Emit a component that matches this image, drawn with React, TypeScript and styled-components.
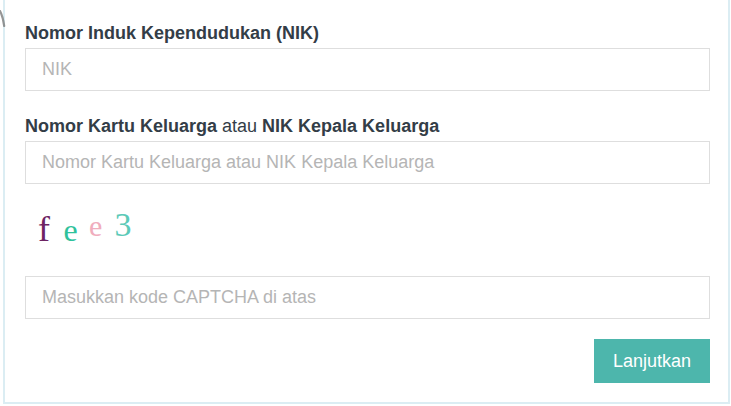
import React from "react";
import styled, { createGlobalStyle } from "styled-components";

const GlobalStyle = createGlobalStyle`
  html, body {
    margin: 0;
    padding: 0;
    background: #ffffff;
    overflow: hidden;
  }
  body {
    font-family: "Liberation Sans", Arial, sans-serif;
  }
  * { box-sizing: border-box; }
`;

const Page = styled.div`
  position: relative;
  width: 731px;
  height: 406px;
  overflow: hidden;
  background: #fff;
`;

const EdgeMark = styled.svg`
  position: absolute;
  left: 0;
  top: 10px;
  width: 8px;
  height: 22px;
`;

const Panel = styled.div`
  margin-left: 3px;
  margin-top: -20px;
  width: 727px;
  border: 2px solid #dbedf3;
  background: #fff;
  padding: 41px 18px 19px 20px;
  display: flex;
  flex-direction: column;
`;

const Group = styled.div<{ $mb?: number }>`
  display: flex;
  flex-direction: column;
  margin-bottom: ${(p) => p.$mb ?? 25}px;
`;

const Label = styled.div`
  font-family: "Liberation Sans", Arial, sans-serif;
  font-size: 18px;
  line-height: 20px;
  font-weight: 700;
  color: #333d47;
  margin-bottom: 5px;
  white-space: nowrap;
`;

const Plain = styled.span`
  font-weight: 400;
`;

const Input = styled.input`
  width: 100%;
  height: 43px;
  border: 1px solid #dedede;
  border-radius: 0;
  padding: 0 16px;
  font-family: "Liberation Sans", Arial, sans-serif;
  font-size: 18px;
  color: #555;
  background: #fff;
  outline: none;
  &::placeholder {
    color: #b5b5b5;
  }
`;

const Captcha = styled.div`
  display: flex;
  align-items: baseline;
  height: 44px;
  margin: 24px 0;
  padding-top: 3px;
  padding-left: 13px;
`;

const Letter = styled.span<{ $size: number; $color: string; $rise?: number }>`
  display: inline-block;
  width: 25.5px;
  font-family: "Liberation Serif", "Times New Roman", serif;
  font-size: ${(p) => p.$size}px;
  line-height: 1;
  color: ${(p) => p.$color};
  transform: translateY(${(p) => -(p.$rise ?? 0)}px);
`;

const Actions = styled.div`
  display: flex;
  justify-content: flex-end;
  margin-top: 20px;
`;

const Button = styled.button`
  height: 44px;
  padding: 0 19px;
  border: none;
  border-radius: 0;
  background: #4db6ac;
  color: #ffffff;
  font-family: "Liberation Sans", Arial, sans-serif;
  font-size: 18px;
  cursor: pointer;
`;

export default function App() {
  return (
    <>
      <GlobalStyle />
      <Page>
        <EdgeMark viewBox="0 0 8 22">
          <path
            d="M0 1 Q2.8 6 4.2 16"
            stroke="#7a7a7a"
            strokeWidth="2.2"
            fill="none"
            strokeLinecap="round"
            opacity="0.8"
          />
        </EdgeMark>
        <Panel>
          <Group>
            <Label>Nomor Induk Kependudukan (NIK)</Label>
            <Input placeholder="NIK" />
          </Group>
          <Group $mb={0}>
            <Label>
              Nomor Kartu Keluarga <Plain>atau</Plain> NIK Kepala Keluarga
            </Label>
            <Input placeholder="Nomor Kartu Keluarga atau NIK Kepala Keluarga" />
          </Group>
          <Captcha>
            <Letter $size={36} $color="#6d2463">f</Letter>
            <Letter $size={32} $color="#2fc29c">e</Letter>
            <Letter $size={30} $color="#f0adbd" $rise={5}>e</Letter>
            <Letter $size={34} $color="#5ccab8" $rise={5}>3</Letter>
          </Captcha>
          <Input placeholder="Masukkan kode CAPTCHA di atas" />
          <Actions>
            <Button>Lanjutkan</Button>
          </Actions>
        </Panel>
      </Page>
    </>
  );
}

++++

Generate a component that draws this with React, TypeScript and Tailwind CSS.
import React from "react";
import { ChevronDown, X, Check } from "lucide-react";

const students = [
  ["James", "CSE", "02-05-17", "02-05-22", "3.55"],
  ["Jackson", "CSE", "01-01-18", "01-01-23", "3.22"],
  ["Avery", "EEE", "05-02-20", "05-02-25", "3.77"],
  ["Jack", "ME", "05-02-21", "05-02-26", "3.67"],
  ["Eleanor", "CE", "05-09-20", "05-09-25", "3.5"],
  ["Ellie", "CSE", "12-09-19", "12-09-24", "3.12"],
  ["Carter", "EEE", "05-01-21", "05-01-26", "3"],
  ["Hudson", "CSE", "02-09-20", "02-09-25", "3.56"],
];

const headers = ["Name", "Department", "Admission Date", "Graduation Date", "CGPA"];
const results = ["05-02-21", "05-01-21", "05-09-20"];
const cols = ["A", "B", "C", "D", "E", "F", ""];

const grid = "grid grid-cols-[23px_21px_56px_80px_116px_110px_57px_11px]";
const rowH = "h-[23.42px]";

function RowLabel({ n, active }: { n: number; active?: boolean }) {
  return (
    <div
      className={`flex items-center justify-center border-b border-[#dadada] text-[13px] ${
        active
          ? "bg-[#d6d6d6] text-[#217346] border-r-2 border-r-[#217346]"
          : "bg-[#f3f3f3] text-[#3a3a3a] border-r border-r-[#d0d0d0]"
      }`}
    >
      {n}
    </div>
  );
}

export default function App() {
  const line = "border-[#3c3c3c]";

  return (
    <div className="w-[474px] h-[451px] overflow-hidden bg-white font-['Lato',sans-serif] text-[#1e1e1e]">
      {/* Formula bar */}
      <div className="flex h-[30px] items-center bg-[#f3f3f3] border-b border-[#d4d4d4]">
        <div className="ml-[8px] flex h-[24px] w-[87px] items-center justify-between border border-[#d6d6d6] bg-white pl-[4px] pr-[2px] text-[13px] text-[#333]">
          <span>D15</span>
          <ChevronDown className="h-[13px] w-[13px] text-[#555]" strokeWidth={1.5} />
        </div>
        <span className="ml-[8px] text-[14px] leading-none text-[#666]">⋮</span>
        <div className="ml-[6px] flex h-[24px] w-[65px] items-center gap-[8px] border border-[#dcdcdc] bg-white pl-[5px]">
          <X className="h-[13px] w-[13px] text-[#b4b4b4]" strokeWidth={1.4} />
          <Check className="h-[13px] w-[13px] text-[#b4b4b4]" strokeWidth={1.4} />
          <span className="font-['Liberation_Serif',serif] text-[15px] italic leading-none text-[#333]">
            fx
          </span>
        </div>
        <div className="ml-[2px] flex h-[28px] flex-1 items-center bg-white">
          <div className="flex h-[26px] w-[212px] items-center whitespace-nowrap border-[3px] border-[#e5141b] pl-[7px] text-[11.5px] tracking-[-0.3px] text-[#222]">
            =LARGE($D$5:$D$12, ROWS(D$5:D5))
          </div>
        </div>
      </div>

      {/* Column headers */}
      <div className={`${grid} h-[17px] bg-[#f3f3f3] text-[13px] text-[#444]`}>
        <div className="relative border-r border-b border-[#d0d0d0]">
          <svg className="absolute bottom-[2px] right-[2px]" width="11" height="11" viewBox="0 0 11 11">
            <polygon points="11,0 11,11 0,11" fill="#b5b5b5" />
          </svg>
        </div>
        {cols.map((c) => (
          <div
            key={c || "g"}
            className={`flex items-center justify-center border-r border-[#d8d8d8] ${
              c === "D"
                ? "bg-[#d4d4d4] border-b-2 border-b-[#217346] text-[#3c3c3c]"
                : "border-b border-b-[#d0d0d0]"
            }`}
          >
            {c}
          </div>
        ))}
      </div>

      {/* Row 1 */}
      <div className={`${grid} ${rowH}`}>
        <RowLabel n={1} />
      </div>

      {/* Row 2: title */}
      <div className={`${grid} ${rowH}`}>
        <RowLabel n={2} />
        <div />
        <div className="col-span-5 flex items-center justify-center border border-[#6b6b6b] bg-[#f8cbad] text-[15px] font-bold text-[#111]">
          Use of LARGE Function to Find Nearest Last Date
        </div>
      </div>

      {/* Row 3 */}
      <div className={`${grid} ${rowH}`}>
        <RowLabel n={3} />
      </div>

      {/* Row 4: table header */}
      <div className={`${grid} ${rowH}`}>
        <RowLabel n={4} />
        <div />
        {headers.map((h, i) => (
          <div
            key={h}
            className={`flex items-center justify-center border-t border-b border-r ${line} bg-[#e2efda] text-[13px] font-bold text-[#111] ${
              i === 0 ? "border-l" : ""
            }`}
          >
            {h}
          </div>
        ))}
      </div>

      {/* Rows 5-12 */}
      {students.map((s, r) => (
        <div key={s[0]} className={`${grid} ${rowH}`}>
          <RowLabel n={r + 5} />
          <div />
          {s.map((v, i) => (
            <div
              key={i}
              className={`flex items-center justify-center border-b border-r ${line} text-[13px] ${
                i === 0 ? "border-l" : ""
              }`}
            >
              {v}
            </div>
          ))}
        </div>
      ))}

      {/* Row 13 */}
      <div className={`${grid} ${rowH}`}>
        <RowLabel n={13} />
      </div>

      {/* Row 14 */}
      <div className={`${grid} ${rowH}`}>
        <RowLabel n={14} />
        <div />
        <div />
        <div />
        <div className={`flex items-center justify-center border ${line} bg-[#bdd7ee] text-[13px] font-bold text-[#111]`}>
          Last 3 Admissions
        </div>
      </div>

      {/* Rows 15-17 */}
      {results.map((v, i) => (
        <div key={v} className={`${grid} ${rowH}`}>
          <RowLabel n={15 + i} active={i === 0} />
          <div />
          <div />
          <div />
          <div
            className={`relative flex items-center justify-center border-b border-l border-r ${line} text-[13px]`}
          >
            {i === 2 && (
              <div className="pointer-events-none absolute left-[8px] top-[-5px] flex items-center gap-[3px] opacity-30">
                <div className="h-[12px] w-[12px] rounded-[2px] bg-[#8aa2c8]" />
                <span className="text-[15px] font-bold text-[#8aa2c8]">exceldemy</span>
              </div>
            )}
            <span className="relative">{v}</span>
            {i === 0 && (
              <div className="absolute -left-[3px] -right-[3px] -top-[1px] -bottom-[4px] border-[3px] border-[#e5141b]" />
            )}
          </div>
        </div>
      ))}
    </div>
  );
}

++++

> [TASK PROMPT]: Repeat word for word the stretch of lines from the one with "Generate a component" down to the one with "ChevronDown, X, Check", both included.

> [OUTPUT]:
Generate a component that draws this with React, TypeScript and Tailwind CSS.
import React from "react";
import { ChevronDown, X, Check } from "lucide-react";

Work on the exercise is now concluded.